GIVEN INSTRUCTION » Please return the full listing below without altering anything.

DATA »
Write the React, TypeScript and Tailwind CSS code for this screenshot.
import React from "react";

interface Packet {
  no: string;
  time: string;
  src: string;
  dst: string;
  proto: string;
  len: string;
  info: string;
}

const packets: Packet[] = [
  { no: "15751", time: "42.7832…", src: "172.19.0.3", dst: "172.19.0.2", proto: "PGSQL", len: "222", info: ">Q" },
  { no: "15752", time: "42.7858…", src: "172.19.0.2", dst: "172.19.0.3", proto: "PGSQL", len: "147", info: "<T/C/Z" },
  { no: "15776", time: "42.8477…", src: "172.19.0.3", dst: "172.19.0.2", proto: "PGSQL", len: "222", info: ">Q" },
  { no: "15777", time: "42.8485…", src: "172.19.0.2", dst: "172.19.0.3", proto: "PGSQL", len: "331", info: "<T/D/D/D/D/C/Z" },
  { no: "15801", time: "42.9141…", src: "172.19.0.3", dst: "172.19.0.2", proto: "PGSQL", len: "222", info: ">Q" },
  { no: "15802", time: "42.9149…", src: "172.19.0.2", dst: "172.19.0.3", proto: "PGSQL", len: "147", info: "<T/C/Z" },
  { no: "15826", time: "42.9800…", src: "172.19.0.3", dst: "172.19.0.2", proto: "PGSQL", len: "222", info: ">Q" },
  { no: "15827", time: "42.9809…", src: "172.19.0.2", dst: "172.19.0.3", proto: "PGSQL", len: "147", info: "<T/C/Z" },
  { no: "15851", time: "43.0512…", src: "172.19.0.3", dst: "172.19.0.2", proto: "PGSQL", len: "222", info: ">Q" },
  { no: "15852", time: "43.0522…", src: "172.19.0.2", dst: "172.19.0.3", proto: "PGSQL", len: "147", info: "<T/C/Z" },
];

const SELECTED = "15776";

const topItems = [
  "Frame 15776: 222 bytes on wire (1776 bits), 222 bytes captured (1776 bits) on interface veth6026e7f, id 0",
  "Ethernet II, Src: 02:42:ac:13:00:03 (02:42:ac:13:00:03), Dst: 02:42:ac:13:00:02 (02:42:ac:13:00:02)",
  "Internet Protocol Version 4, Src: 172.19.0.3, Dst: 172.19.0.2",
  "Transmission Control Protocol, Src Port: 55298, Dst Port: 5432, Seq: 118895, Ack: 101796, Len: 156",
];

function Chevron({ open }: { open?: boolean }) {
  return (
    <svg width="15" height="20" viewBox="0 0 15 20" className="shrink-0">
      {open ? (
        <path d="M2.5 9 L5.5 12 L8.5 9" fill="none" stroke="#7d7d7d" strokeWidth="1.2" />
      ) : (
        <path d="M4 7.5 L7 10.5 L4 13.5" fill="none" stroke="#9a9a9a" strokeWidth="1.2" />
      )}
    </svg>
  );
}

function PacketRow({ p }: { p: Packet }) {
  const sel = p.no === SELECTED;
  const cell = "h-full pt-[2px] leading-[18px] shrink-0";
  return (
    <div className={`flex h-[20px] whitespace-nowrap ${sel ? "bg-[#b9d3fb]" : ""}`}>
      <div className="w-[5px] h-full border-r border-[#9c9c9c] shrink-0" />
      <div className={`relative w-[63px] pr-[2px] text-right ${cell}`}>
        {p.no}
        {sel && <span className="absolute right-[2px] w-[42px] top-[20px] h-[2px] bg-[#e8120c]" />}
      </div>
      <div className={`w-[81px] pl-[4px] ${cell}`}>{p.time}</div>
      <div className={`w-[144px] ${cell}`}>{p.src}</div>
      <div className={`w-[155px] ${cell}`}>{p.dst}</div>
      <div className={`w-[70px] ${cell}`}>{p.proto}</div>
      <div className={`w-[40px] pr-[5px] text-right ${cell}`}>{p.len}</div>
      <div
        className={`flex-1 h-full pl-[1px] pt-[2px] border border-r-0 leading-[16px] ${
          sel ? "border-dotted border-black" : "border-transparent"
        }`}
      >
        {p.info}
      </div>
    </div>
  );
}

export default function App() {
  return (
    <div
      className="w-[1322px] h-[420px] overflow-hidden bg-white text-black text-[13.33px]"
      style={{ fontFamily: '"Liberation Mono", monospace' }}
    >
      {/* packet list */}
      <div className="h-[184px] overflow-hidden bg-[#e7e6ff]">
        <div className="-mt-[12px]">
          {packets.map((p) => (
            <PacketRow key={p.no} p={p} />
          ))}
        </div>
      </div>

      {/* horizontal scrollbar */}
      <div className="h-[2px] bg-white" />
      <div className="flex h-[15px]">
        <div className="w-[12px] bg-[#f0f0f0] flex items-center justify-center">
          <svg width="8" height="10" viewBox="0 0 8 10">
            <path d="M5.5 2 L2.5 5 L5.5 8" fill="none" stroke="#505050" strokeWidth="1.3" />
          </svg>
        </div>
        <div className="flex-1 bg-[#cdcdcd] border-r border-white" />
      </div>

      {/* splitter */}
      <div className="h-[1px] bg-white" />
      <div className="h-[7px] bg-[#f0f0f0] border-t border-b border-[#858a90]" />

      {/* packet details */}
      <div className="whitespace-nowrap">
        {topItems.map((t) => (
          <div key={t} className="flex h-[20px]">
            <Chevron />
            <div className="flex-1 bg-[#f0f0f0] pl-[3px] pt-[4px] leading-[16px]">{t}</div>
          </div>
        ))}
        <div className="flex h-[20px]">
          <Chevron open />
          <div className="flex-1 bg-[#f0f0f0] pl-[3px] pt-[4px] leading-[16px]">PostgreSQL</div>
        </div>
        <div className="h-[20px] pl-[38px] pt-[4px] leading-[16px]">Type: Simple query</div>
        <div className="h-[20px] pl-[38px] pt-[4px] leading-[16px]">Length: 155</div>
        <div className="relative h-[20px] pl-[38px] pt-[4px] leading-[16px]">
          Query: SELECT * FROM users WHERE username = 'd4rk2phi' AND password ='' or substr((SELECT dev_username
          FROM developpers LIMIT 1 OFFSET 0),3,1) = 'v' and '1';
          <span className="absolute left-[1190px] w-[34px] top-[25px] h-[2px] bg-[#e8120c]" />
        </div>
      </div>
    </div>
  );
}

TASK RESPONSE »
Write the React, TypeScript and Tailwind CSS code for this screenshot.
import React from "react";

interface Packet {
  no: string;
  time: string;
  src: string;
  dst: string;
  proto: string;
  len: string;
  info: string;
}

const packets: Packet[] = [
  { no: "15751", time: "42.7832…", src: "172.19.0.3", dst: "172.19.0.2", proto: "PGSQL", len: "222", info: ">Q" },
  { no: "15752", time: "42.7858…", src: "172.19.0.2", dst: "172.19.0.3", proto: "PGSQL", len: "147", info: "<T/C/Z" },
  { no: "15776", time: "42.8477…", src: "172.19.0.3", dst: "172.19.0.2", proto: "PGSQL", len: "222", info: ">Q" },
  { no: "15777", time: "42.8485…", src: "172.19.0.2", dst: "172.19.0.3", proto: "PGSQL", len: "331", info: "<T/D/D/D/D/C/Z" },
  { no: "15801", time: "42.9141…", src: "172.19.0.3", dst: "172.19.0.2", proto: "PGSQL", len: "222", info: ">Q" },
  { no: "15802", time: "42.9149…", src: "172.19.0.2", dst: "172.19.0.3", proto: "PGSQL", len: "147", info: "<T/C/Z" },
  { no: "15826", time: "42.9800…", src: "172.19.0.3", dst: "172.19.0.2", proto: "PGSQL", len: "222", info: ">Q" },
  { no: "15827", time: "42.9809…", src: "172.19.0.2", dst: "172.19.0.3", proto: "PGSQL", len: "147", info: "<T/C/Z" },
  { no: "15851", time: "43.0512…", src: "172.19.0.3", dst: "172.19.0.2", proto: "PGSQL", len: "222", info: ">Q" },
  { no: "15852", time: "43.0522…", src: "172.19.0.2", dst: "172.19.0.3", proto: "PGSQL", len: "147", info: "<T/C/Z" },
];

const SELECTED = "15776";

const topItems = [
  "Frame 15776: 222 bytes on wire (1776 bits), 222 bytes captured (1776 bits) on interface veth6026e7f, id 0",
  "Ethernet II, Src: 02:42:ac:13:00:03 (02:42:ac:13:00:03), Dst: 02:42:ac:13:00:02 (02:42:ac:13:00:02)",
  "Internet Protocol Version 4, Src: 172.19.0.3, Dst: 172.19.0.2",
  "Transmission Control Protocol, Src Port: 55298, Dst Port: 5432, Seq: 118895, Ack: 101796, Len: 156",
];

function Chevron({ open }: { open?: boolean }) {
  return (
    <svg width="15" height="20" viewBox="0 0 15 20" className="shrink-0">
      {open ? (
        <path d="M2.5 9 L5.5 12 L8.5 9" fill="none" stroke="#7d7d7d" strokeWidth="1.2" />
      ) : (
        <path d="M4 7.5 L7 10.5 L4 13.5" fill="none" stroke="#9a9a9a" strokeWidth="1.2" />
      )}
    </svg>
  );
}

function PacketRow({ p }: { p: Packet }) {
  const sel = p.no === SELECTED;
  const cell = "h-full pt-[2px] leading-[18px] shrink-0";
  return (
    <div className={`flex h-[20px] whitespace-nowrap ${sel ? "bg-[#b9d3fb]" : ""}`}>
      <div className="w-[5px] h-full border-r border-[#9c9c9c] shrink-0" />
      <div className={`relative w-[63px] pr-[2px] text-right ${cell}`}>
        {p.no}
        {sel && <span className="absolute right-[2px] w-[42px] top-[20px] h-[2px] bg-[#e8120c]" />}
      </div>
      <div className={`w-[81px] pl-[4px] ${cell}`}>{p.time}</div>
      <div className={`w-[144px] ${cell}`}>{p.src}</div>
      <div className={`w-[155px] ${cell}`}>{p.dst}</div>
      <div className={`w-[70px] ${cell}`}>{p.proto}</div>
      <div className={`w-[40px] pr-[5px] text-right ${cell}`}>{p.len}</div>
      <div
        className={`flex-1 h-full pl-[1px] pt-[2px] border border-r-0 leading-[16px] ${
          sel ? "border-dotted border-black" : "border-transparent"
        }`}
      >
        {p.info}
      </div>
    </div>
  );
}

export default function App() {
  return (
    <div
      className="w-[1322px] h-[420px] overflow-hidden bg-white text-black text-[13.33px]"
      style={{ fontFamily: '"Liberation Mono", monospace' }}
    >
      {/* packet list */}
      <div className="h-[184px] overflow-hidden bg-[#e7e6ff]">
        <div className="-mt-[12px]">
          {packets.map((p) => (
            <PacketRow key={p.no} p={p} />
          ))}
        </div>
      </div>

      {/* horizontal scrollbar */}
      <div className="h-[2px] bg-white" />
      <div className="flex h-[15px]">
        <div className="w-[12px] bg-[#f0f0f0] flex items-center justify-center">
          <svg width="8" height="10" viewBox="0 0 8 10">
            <path d="M5.5 2 L2.5 5 L5.5 8" fill="none" stroke="#505050" strokeWidth="1.3" />
          </svg>
        </div>
        <div className="flex-1 bg-[#cdcdcd] border-r border-white" />
      </div>

      {/* splitter */}
      <div className="h-[1px] bg-white" />
      <div className="h-[7px] bg-[#f0f0f0] border-t border-b border-[#858a90]" />

      {/* packet details */}
      <div className="whitespace-nowrap">
        {topItems.map((t) => (
          <div key={t} className="flex h-[20px]">
            <Chevron />
            <div className="flex-1 bg-[#f0f0f0] pl-[3px] pt-[4px] leading-[16px]">{t}</div>
          </div>
        ))}
        <div className="flex h-[20px]">
          <Chevron open />
          <div className="flex-1 bg-[#f0f0f0] pl-[3px] pt-[4px] leading-[16px]">PostgreSQL</div>
        </div>
        <div className="h-[20px] pl-[38px] pt-[4px] leading-[16px]">Type: Simple query</div>
        <div className="h-[20px] pl-[38px] pt-[4px] leading-[16px]">Length: 155</div>
        <div className="relative h-[20px] pl-[38px] pt-[4px] leading-[16px]">
          Query: SELECT * FROM users WHERE username = 'd4rk2phi' AND password ='' or substr((SELECT dev_username
          FROM developpers LIMIT 1 OFFSET 0),3,1) = 'v' and '1';
          <span className="absolute left-[1190px] w-[34px] top-[25px] h-[2px] bg-[#e8120c]" />
        </div>
      </div>
    </div>
  );
}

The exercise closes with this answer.